GIVEN REQUEST:
From the listing below, pull out every line where the string "page" appears.

#####

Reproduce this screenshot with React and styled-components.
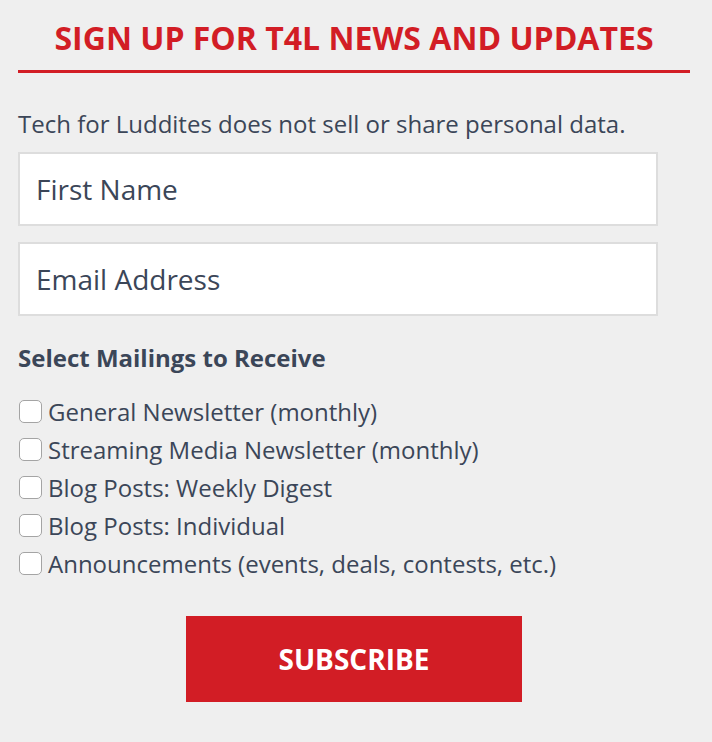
import React from "react";
import styled, { createGlobalStyle } from "styled-components";

const GlobalStyle = createGlobalStyle`
  body {
    margin: 0;
    background: #efefef;
    font-family: "Open Sans", "Noto Sans", sans-serif;
    color: #3b4658;
  }
`;

const Wrap = styled.div`
  width: 672px;
  padding: 0 22px 0 18px;
`;

const Heading = styled.h2`
  margin: 0;
  padding-top: 18px;
  padding-bottom: 12px;
  border-bottom: 3px solid #d21d25;
  color: #d21d25;
  font-size: 32px;
  font-weight: 700;
  text-align: center;
  line-height: 40px;
`;

const Note = styled.p`
  margin: 35px 0 0;
  font-size: 24px;
  line-height: 32px;
`;

const Form = styled.form`
  display: flex;
  flex-direction: column;
`;

const Field = styled.input`
  box-sizing: border-box;
  width: 640px;
  height: 74px;
  margin-top: ${(p) => p.$gap}px;
  padding: 0 16px;
  border: 2px solid #dddddd;
  background: #fff;
  font-family: inherit;
  font-size: 28px;
  color: #3b4658;
  outline: none;
  &::placeholder {
    color: #3b4658;
    opacity: 1;
  }
`;

const Legend = styled.h4`
  margin: 26px 0 0;
  font-size: 24px;
  font-weight: 700;
  line-height: 32px;
`;

const Options = styled.div`
  display: flex;
  flex-direction: column;
  margin-top: 18px;
`;

const Option = styled.label`
  display: flex;
  align-items: center;
  gap: 6px;
  height: 38px;
  font-size: 24px;
`;

const Box = styled.input`
  appearance: none;
  box-sizing: border-box;
  flex: none;
  width: 23px;
  height: 23px;
  margin: 0 0 0 1px;
  border: 1px solid #a4a4a4;
  border-radius: 5px;
  background: #fff;
`;

const Submit = styled.button`
  align-self: center;
  width: 336px;
  height: 86px;
  margin-top: 34px;
  border: none;
  background: #d21d25;
  color: #fff;
  font-family: inherit;
  font-size: 28px;
  font-weight: 700;
`;

const mailings = [
  "General Newsletter (monthly)",
  "Streaming Media Newsletter (monthly)",
  "Blog Posts: Weekly Digest",
  "Blog Posts: Individual",
  "Announcements (events, deals, contests, etc.)",
];

export default function App() {
  return (
    <>
      <GlobalStyle />
      <Wrap>
        <Heading>SIGN UP FOR T4L NEWS AND UPDATES</Heading>
        <Note>Tech for Luddites does not sell or share personal data.</Note>
        <Form onSubmit={(e) => e.preventDefault()}>
          <Field $gap={12} type="text" placeholder="First Name" />
          <Field $gap={16} type="email" placeholder="Email Address" />
          <Legend>Select Mailings to Receive</Legend>
          <Options>
            {mailings.map((m) => (
              <Option key={m}>
                <Box type="checkbox" />
                {m}
              </Option>
            ))}
          </Options>
          <Submit type="submit">SUBSCRIBE</Submit>
        </Form>
      </Wrap>
    </>
  );
}
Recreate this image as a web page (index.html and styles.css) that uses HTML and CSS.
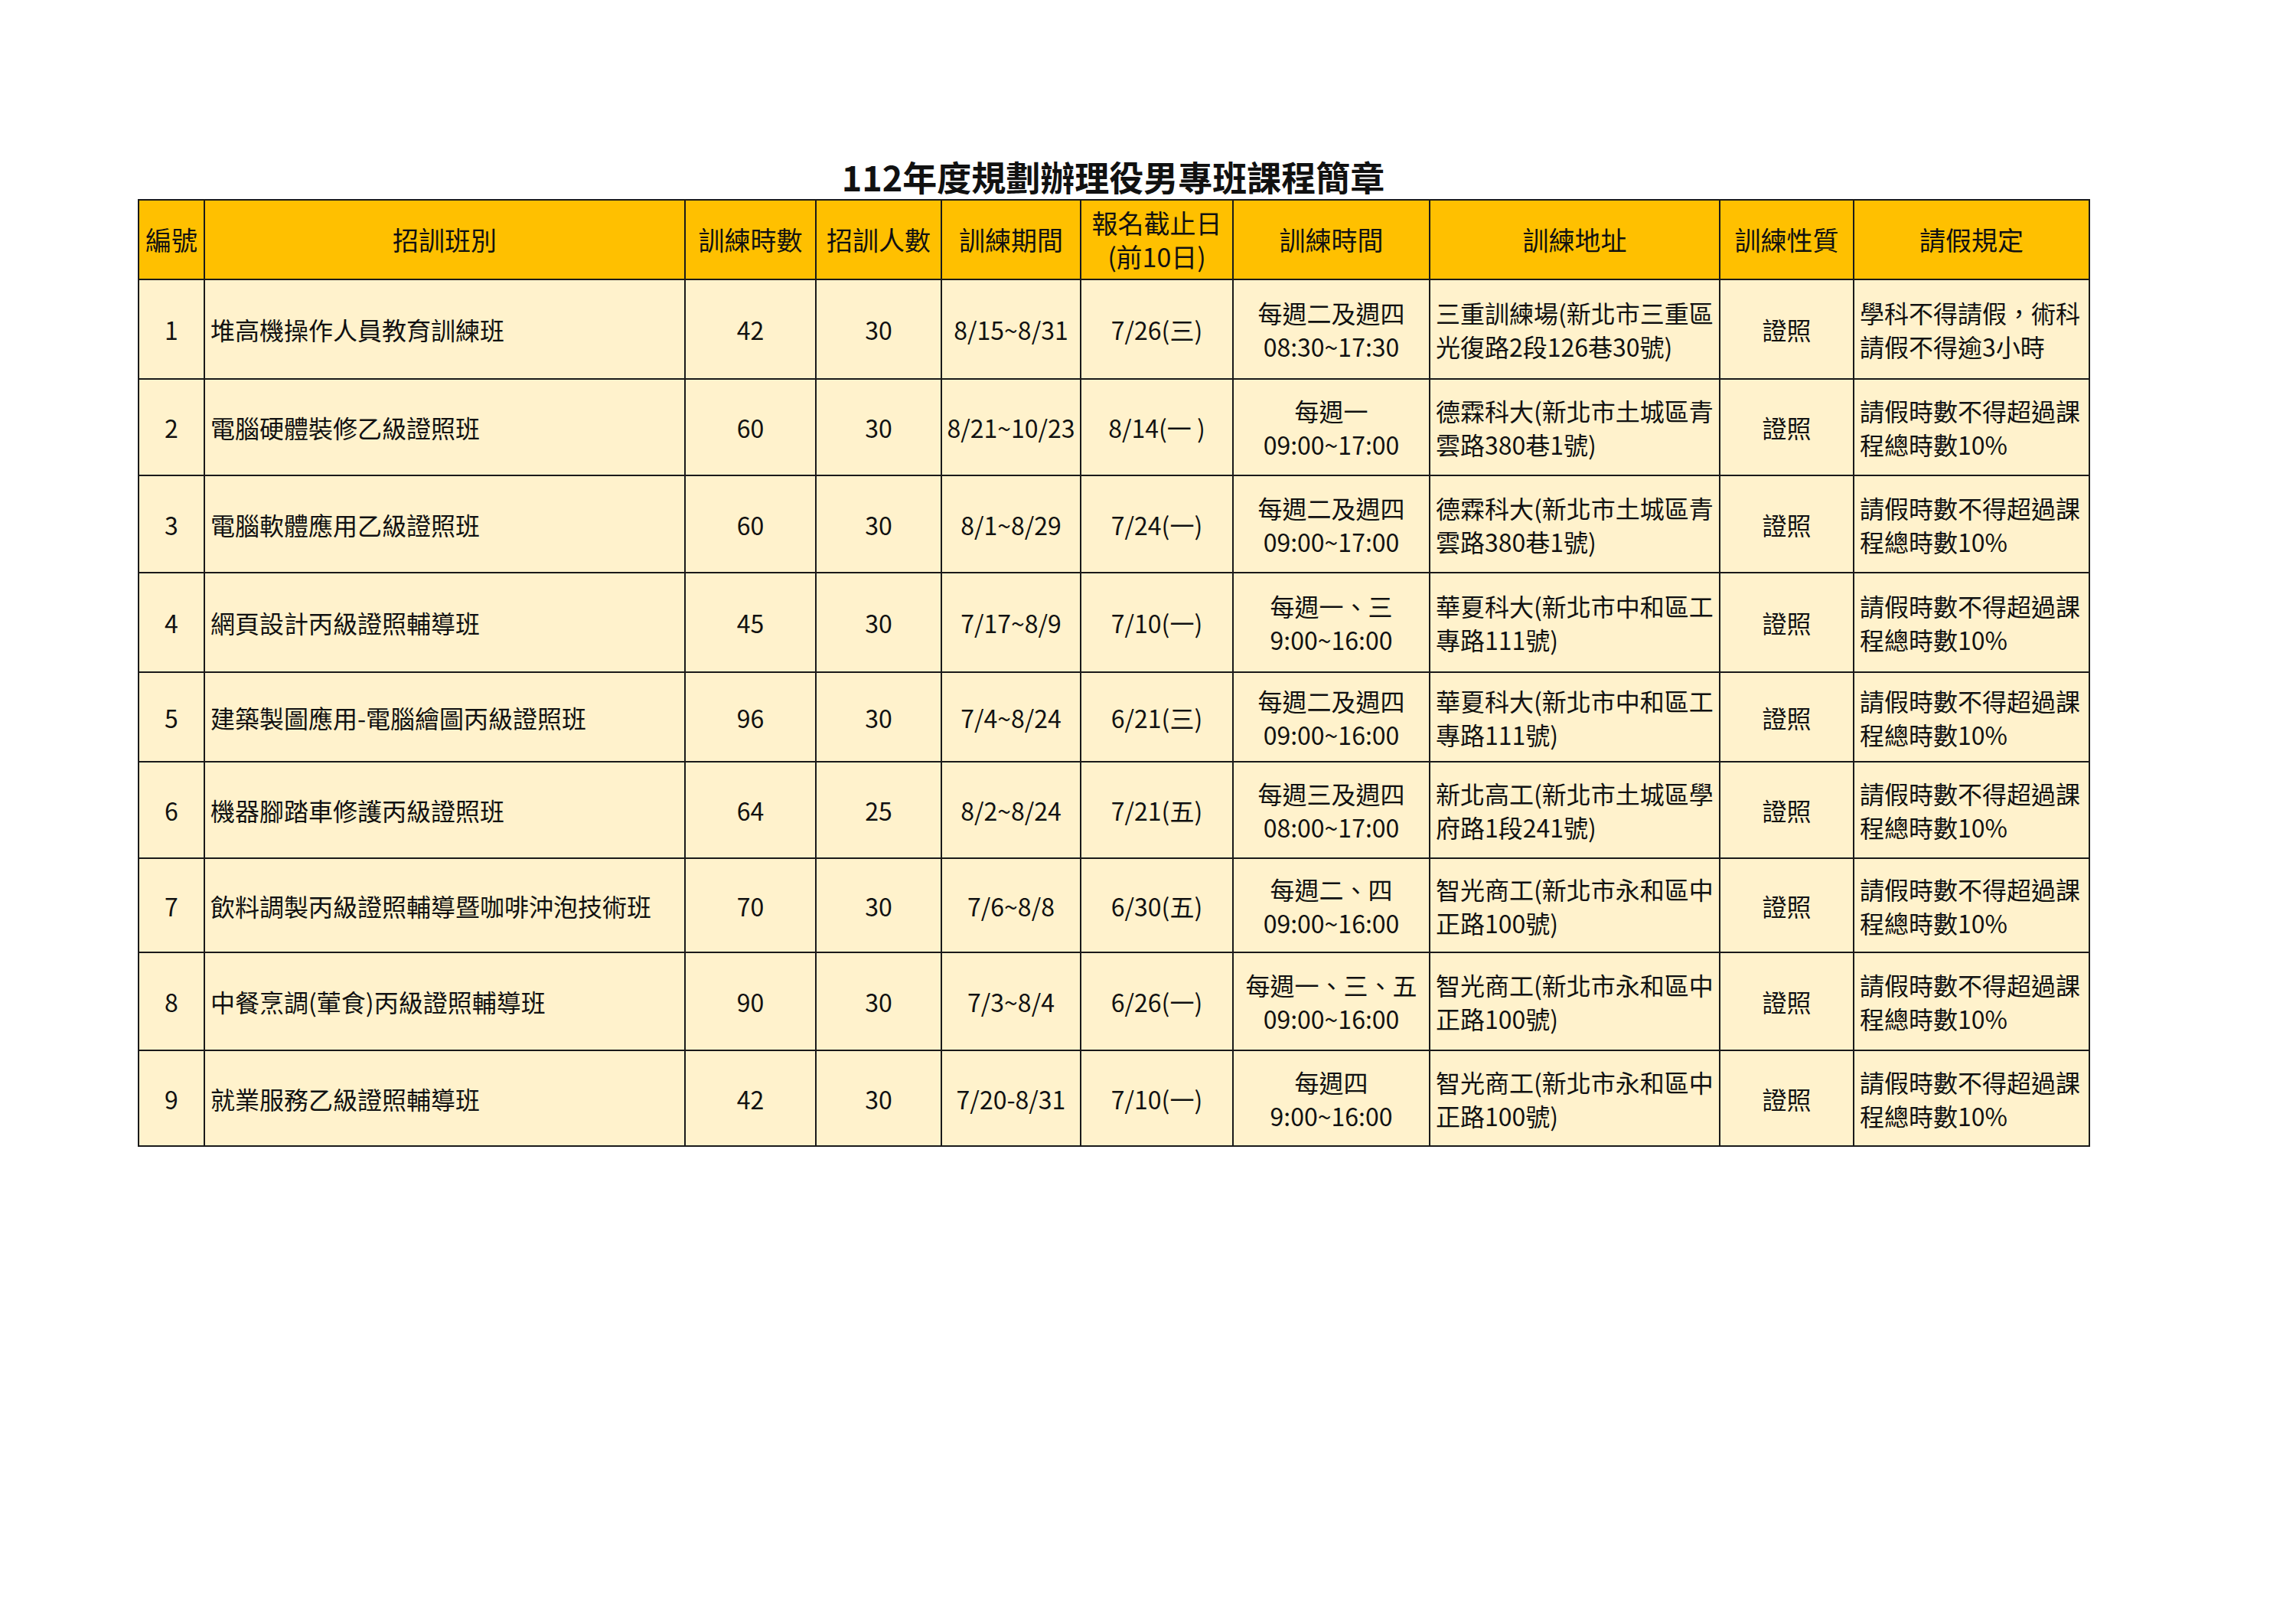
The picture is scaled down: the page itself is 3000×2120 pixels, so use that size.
FILE: index.html
```html
<!DOCTYPE html>
<html lang="zh-Hant">
<head>
<meta charset="utf-8">
<title>112年度規劃辦理役男專班課程簡章</title>
<link rel="stylesheet" href="styles.css">
</head>
<body>
<div class="page">
  <h1 class="title">112年度規劃辦理役男專班課程簡章</h1>
  <table class="sheet">
    <colgroup>
      <col class="c-no"><col class="c-name"><col class="c-hours"><col class="c-people"><col class="c-period">
      <col class="c-deadline"><col class="c-time"><col class="c-addr"><col class="c-type"><col class="c-rule">
    </colgroup>
    <thead>
      <tr class="h-head">
        <th>編號</th><th>招訓班別</th><th>訓練時數</th><th>招訓人數</th><th>訓練期間</th>
        <th>報名截止日<br>(前10日)</th><th>訓練時間</th><th>訓練地址</th><th>訓練性質</th><th>請假規定</th>
      </tr>
    </thead>
    <tbody>
      <tr class="h-130">
        <td>1</td><td class="left">堆高機操作人員教育訓練班</td><td>42</td><td>30</td><td>8/15~8/31</td><td>7/26(三)</td>
        <td>每週二及週四<br>08:30~17:30</td><td class="left">三重訓練場(新北市三重區<br>光復路2段126巷30號)</td><td>證照</td>
        <td class="left">學科不得請假，術科<br>請假不得逾3小時</td>
      </tr>
      <tr class="h-126">
        <td>2</td><td class="left">電腦硬體裝修乙級證照班</td><td>60</td><td>30</td><td>8/21~10/23</td><td>8/14(一 )</td>
        <td>每週一<br>09:00~17:00</td><td class="left">德霖科大(新北市土城區青<br>雲路380巷1號)</td><td>證照</td>
        <td class="left">請假時數不得超過課<br>程總時數10%</td>
      </tr>
      <tr class="h-127">
        <td>3</td><td class="left">電腦軟體應用乙級證照班</td><td>60</td><td>30</td><td>8/1~8/29</td><td>7/24(一)</td>
        <td>每週二及週四<br>09:00~17:00</td><td class="left">德霖科大(新北市土城區青<br>雲路380巷1號)</td><td>證照</td>
        <td class="left">請假時數不得超過課<br>程總時數10%</td>
      </tr>
      <tr class="h-130">
        <td>4</td><td class="left">網頁設計丙級證照輔導班</td><td>45</td><td>30</td><td>7/17~8/9</td><td>7/10(一)</td>
        <td>每週一、三<br>9:00~16:00</td><td class="left">華夏科大(新北市中和區工<br>專路111號)</td><td>證照</td>
        <td class="left">請假時數不得超過課<br>程總時數10%</td>
      </tr>
      <tr class="h-117">
        <td>5</td><td class="left">建築製圖應用-電腦繪圖丙級證照班</td><td>96</td><td>30</td><td>7/4~8/24</td><td>6/21(三)</td>
        <td>每週二及週四<br>09:00~16:00</td><td class="left">華夏科大(新北市中和區工<br>專路111號)</td><td>證照</td>
        <td class="left">請假時數不得超過課<br>程總時數10%</td>
      </tr>
      <tr class="h-126">
        <td>6</td><td class="left">機器腳踏車修護丙級證照班</td><td>64</td><td>25</td><td>8/2~8/24</td><td>7/21(五)</td>
        <td>每週三及週四<br>08:00~17:00</td><td class="left">新北高工(新北市土城區學<br>府路1段241號)</td><td>證照</td>
        <td class="left">請假時數不得超過課<br>程總時數10%</td>
      </tr>
      <tr class="h-123">
        <td>7</td><td class="left">飲料調製丙級證照輔導暨咖啡沖泡技術班</td><td>70</td><td>30</td><td>7/6~8/8</td><td>6/30(五)</td>
        <td>每週二、四<br>09:00~16:00</td><td class="left">智光商工(新北市永和區中<br>正路100號)</td><td>證照</td>
        <td class="left">請假時數不得超過課<br>程總時數10%</td>
      </tr>
      <tr class="h-128">
        <td>8</td><td class="left">中餐烹調(葷食)丙級證照輔導班</td><td>90</td><td>30</td><td>7/3~8/4</td><td>6/26(一)</td>
        <td>每週一、三、五<br>09:00~16:00</td><td class="left">智光商工(新北市永和區中<br>正路100號)</td><td>證照</td>
        <td class="left">請假時數不得超過課<br>程總時數10%</td>
      </tr>
      <tr class="h-125">
        <td>9</td><td class="left">就業服務乙級證照輔導班</td><td>42</td><td>30</td><td>7/20-8/31</td><td>7/10(一)</td>
        <td>每週四<br>9:00~16:00</td><td class="left">智光商工(新北市永和區中<br>正路100號)</td><td>證照</td>
        <td class="left">請假時數不得超過課<br>程總時數10%</td>
      </tr>
    </tbody>
  </table>
</div>
</body>
</html>
```

FILE: styles.css
```css
html, body {
  margin: 0;
  padding: 0;
  background: #ffffff;
}

body {
  font-family: "Noto Sans CJK TC", "Noto Sans CJK SC", "Noto Sans", sans-serif;
  color: #111;
}

.page {
  padding: 202px 0 0 180px;
  width: 2549px;
}

.title {
  margin: 0;
  height: 58px;
  line-height: 58px;
  font-size: 45px;
  font-weight: 700;
  text-align: center;
  color: #111;
}

.sheet {
  border-collapse: collapse;
  table-layout: fixed;
  width: 2549px;
  font-size: 32px;
  line-height: 44px;
}

.sheet th,
.sheet td {
  border: 2px solid #1a1a1a;
  padding: 0 4px;
  text-align: center;
  vertical-align: middle;
  font-weight: 400;
  white-space: nowrap;
}

.sheet th {
  background: #ffc000;
  font-size: 34px;
}

.sheet td {
  background: #fff2cc;
}

.sheet td.left {
  text-align: left;
  padding-left: 7px;
}

.c-no { width: 86px; }
.c-name { width: 628px; }
.c-hours { width: 171px; }
.c-people { width: 164px; }
.c-period { width: 182px; }
.c-deadline { width: 199px; }
.c-time { width: 257px; }
.c-addr { width: 379px; }
.c-type { width: 175px; }
.c-rule { width: 308px; }

.h-head { height: 104px; }
.h-130 { height: 130px; }
.h-126 { height: 126px; }
.h-127 { height: 127px; }
.h-117 { height: 117px; }
.h-123 { height: 123px; }
.h-128 { height: 128px; }
.h-125 { height: 125px; }
```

#####

OUTPUT FOR THIS EXERCISE:
Recreate this image as a web page (index.html and styles.css) that uses HTML and CSS.
The picture is scaled down: the page itself is 3000×2120 pixels, so use that size.
<div class="page">
.page {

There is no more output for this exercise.